Los Angeles, CATo all who have been denied California overtime, help is finally on the way. In April identical bills were introduced to both houses of Congress in an effort to amend the provisions of the federal Fair Labor Standards Act (FLSA). Representative Lynn Woolsey undertook the presentation of HR 5107—the Employee Misclassification Prevention Act (EMPA)—in the House of Representatives.
Employers in various states have been known to purposefully misclassify workers in an effort to get around overtime laws and other labor provisions. This is especially true in California, where computer programmers and other IT professionals are often misclassified in an effort to avoid paying costly overtime. Misclassification, however, can run across various employment sectors.

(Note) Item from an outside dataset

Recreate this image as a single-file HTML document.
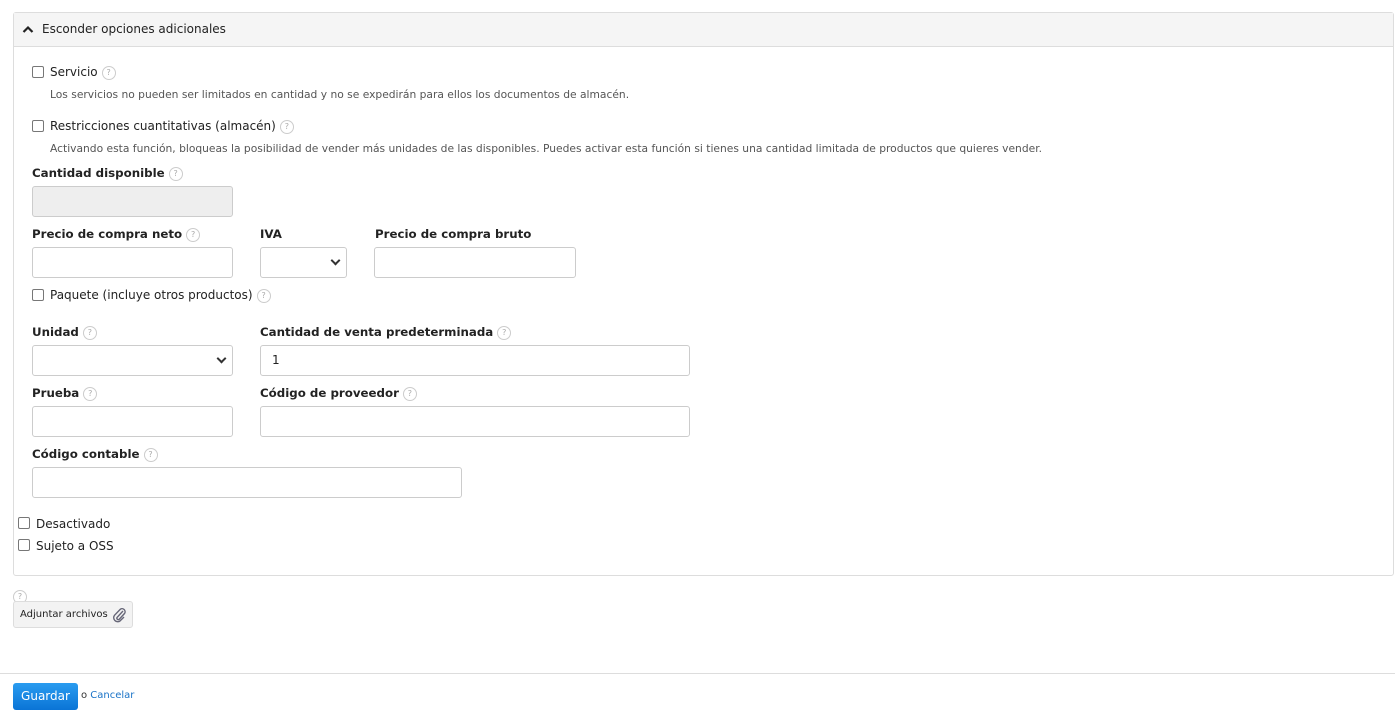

The proposed bills will amend FLSA and require that employers be penalized for misclassifying as independent contractors those who should be rightly classified as employees.
Among the other provisions:
Employers will be responsible for keeping records on whether each worker has been classified as an employee or a non-employee (independent contractor). Previously employers were only required to keep records pertaining to employees, but not independent contractors;
Employers must give notice to each worker of his or her classification and provide the worker with access to information about the rights only granted to employees and directing the worker to the Department of Labor for more information; and
If the employer fails to properly keep records on the worker's classification or fails to give the worker proper notice of his or her employment classification, the worker is presumed to be an employee and is thus entitled to all of the protections and benefits granted to employees. This presumption can only be overcome by clear and convincing evidence that the worker is a non-employee.
Offending employers could face fines of up to $1,100 for each worker subjected to such a violation. The penalty jumps to $5,000 for each repeat violation.
The bills were summarized in the Mondaq Business Briefing on 4/22/10.
In a related move, the State Senate of New York passed a bill requiring paid holidays, sick days and vacation days for domestic workers, together with overtime wages as required. Domestic workers include nannies and caregivers who don't work in a commercial or business setting, but rather in a home environment.
According to a 6/3/10 article in the New York Times, advocates in California are opting to see similar legislation passed to protect workers against unfair employment practices.
"You have some employers that are very good and some that are not, and there is nothing mediating that relationship," said Ai-jen Poo, director of the National Domestic Workers Alliance. "So early on, workers said, 'We need basic protections and guidelines so that we won't be at the whim and mercy of our employers.'"
It is hoped that the proposed amendments to the federal FLSA, as well as the potential for state legislation in California, will help guarantee fairer wages for workers who toil overtime in California.